[Set task] Without altering anything, output the material below.

--- BEGIN Collected data ---

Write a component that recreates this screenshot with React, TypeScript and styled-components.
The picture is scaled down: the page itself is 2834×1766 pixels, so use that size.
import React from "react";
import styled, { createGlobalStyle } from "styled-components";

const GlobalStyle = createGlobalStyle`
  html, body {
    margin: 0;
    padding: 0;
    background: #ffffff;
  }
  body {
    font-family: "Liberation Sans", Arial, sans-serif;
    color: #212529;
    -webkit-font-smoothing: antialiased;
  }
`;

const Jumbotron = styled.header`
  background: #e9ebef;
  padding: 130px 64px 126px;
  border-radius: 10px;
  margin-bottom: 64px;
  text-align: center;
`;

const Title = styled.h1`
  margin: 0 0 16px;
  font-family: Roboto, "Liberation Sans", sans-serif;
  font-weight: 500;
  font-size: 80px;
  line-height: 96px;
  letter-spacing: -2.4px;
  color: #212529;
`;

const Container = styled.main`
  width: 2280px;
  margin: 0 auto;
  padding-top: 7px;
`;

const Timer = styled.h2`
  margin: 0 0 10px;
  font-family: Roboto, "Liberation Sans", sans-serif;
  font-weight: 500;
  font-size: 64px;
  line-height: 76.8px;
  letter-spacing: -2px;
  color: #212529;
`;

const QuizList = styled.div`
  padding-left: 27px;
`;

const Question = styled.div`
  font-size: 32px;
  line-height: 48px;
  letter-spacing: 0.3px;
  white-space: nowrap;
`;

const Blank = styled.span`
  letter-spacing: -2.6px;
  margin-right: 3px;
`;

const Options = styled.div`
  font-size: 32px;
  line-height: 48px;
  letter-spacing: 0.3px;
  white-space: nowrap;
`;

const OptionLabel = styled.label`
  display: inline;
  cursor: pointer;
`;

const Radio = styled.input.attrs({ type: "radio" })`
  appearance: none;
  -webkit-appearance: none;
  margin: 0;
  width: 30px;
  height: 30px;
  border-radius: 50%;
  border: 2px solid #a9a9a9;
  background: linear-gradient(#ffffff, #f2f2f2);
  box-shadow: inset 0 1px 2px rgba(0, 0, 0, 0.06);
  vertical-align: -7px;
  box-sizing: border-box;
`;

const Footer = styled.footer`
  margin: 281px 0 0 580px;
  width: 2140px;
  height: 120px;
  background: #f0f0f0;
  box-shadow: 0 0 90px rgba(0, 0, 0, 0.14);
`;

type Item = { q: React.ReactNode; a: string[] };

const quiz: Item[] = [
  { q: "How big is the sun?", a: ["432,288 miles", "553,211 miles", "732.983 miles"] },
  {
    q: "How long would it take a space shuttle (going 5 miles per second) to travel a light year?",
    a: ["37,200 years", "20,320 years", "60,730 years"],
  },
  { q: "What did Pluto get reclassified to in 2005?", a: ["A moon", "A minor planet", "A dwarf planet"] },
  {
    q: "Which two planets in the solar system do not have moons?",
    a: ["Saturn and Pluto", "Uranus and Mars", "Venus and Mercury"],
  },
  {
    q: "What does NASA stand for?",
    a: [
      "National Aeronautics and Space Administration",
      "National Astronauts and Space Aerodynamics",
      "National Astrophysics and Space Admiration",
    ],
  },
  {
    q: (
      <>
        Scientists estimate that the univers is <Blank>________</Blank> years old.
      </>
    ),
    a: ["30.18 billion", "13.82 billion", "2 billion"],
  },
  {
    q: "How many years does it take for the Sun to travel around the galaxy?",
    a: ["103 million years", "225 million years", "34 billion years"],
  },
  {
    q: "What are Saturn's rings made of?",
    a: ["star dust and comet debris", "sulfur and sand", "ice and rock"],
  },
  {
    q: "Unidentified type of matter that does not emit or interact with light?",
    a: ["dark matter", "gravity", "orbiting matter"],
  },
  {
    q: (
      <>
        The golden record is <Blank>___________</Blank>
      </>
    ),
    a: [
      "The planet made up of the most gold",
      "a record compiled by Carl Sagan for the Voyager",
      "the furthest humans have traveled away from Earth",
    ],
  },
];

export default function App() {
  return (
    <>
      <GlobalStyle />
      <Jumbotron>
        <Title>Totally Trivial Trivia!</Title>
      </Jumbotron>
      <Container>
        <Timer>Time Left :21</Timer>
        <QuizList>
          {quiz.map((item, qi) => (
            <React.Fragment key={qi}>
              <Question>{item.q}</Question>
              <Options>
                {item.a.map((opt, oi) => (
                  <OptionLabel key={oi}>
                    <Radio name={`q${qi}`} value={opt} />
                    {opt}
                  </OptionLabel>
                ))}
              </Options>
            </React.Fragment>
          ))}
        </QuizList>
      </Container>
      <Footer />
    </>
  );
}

--- END Collected data ---

[Answer to this task]
Write a component that recreates this screenshot with React, TypeScript and styled-components.
The picture is scaled down: the page itself is 2834×1766 pixels, so use that size.
import React from "react";
import styled, { createGlobalStyle } from "styled-components";

const GlobalStyle = createGlobalStyle`
  html, body {
    margin: 0;
    padding: 0;
    background: #ffffff;
  }
  body {
    font-family: "Liberation Sans", Arial, sans-serif;
    color: #212529;
    -webkit-font-smoothing: antialiased;
  }
`;

const Jumbotron = styled.header`
  background: #e9ebef;
  padding: 130px 64px 126px;
  border-radius: 10px;
  margin-bottom: 64px;
  text-align: center;
`;

const Title = styled.h1`
  margin: 0 0 16px;
  font-family: Roboto, "Liberation Sans", sans-serif;
  font-weight: 500;
  font-size: 80px;
  line-height: 96px;
  letter-spacing: -2.4px;
  color: #212529;
`;

const Container = styled.main`
  width: 2280px;
  margin: 0 auto;
  padding-top: 7px;
`;

const Timer = styled.h2`
  margin: 0 0 10px;
  font-family: Roboto, "Liberation Sans", sans-serif;
  font-weight: 500;
  font-size: 64px;
  line-height: 76.8px;
  letter-spacing: -2px;
  color: #212529;
`;

const QuizList = styled.div`
  padding-left: 27px;
`;

const Question = styled.div`
  font-size: 32px;
  line-height: 48px;
  letter-spacing: 0.3px;
  white-space: nowrap;
`;

const Blank = styled.span`
  letter-spacing: -2.6px;
  margin-right: 3px;
`;

const Options = styled.div`
  font-size: 32px;
  line-height: 48px;
  letter-spacing: 0.3px;
  white-space: nowrap;
`;

const OptionLabel = styled.label`
  display: inline;
  cursor: pointer;
`;

const Radio = styled.input.attrs({ type: "radio" })`
  appearance: none;
  -webkit-appearance: none;
  margin: 0;
  width: 30px;
  height: 30px;
  border-radius: 50%;
  border: 2px solid #a9a9a9;
  background: linear-gradient(#ffffff, #f2f2f2);
  box-shadow: inset 0 1px 2px rgba(0, 0, 0, 0.06);
  vertical-align: -7px;
  box-sizing: border-box;
`;

const Footer = styled.footer`
  margin: 281px 0 0 580px;
  width: 2140px;
  height: 120px;
  background: #f0f0f0;
  box-shadow: 0 0 90px rgba(0, 0, 0, 0.14);
`;

type Item = { q: React.ReactNode; a: string[] };

const quiz: Item[] = [
  { q: "How big is the sun?", a: ["432,288 miles", "553,211 miles", "732.983 miles"] },
  {
    q: "How long would it take a space shuttle (going 5 miles per second) to travel a light year?",
    a: ["37,200 years", "20,320 years", "60,730 years"],
  },
  { q: "What did Pluto get reclassified to in 2005?", a: ["A moon", "A minor planet", "A dwarf planet"] },
  {
    q: "Which two planets in the solar system do not have moons?",
    a: ["Saturn and Pluto", "Uranus and Mars", "Venus and Mercury"],
  },
  {
    q: "What does NASA stand for?",
    a: [
      "National Aeronautics and Space Administration",
      "National Astronauts and Space Aerodynamics",
      "National Astrophysics and Space Admiration",
    ],
  },
  {
    q: (
      <>
        Scientists estimate that the univers is <Blank>________</Blank> years old.
      </>
    ),
    a: ["30.18 billion", "13.82 billion", "2 billion"],
  },
  {
    q: "How many years does it take for the Sun to travel around the galaxy?",
    a: ["103 million years", "225 million years", "34 billion years"],
  },
  {
    q: "What are Saturn's rings made of?",
    a: ["star dust and comet debris", "sulfur and sand", "ice and rock"],
  },
  {
    q: "Unidentified type of matter that does not emit or interact with light?",
    a: ["dark matter", "gravity", "orbiting matter"],
  },
  {
    q: (
      <>
        The golden record is <Blank>___________</Blank>
      </>
    ),
    a: [
      "The planet made up of the most gold",
      "a record compiled by Carl Sagan for the Voyager",
      "the furthest humans have traveled away from Earth",
    ],
  },
];

export default function App() {
  return (
    <>
      <GlobalStyle />
      <Jumbotron>
        <Title>Totally Trivial Trivia!</Title>
      </Jumbotron>
      <Container>
        <Timer>Time Left :21</Timer>
        <QuizList>
          {quiz.map((item, qi) => (
            <React.Fragment key={qi}>
              <Question>{item.q}</Question>
              <Options>
                {item.a.map((opt, oi) => (
                  <OptionLabel key={oi}>
                    <Radio name={`q${qi}`} value={opt} />
                    {opt}
                  </OptionLabel>
                ))}
              </Options>
            </React.Fragment>
          ))}
        </QuizList>
      </Container>
      <Footer />
    </>
  );
}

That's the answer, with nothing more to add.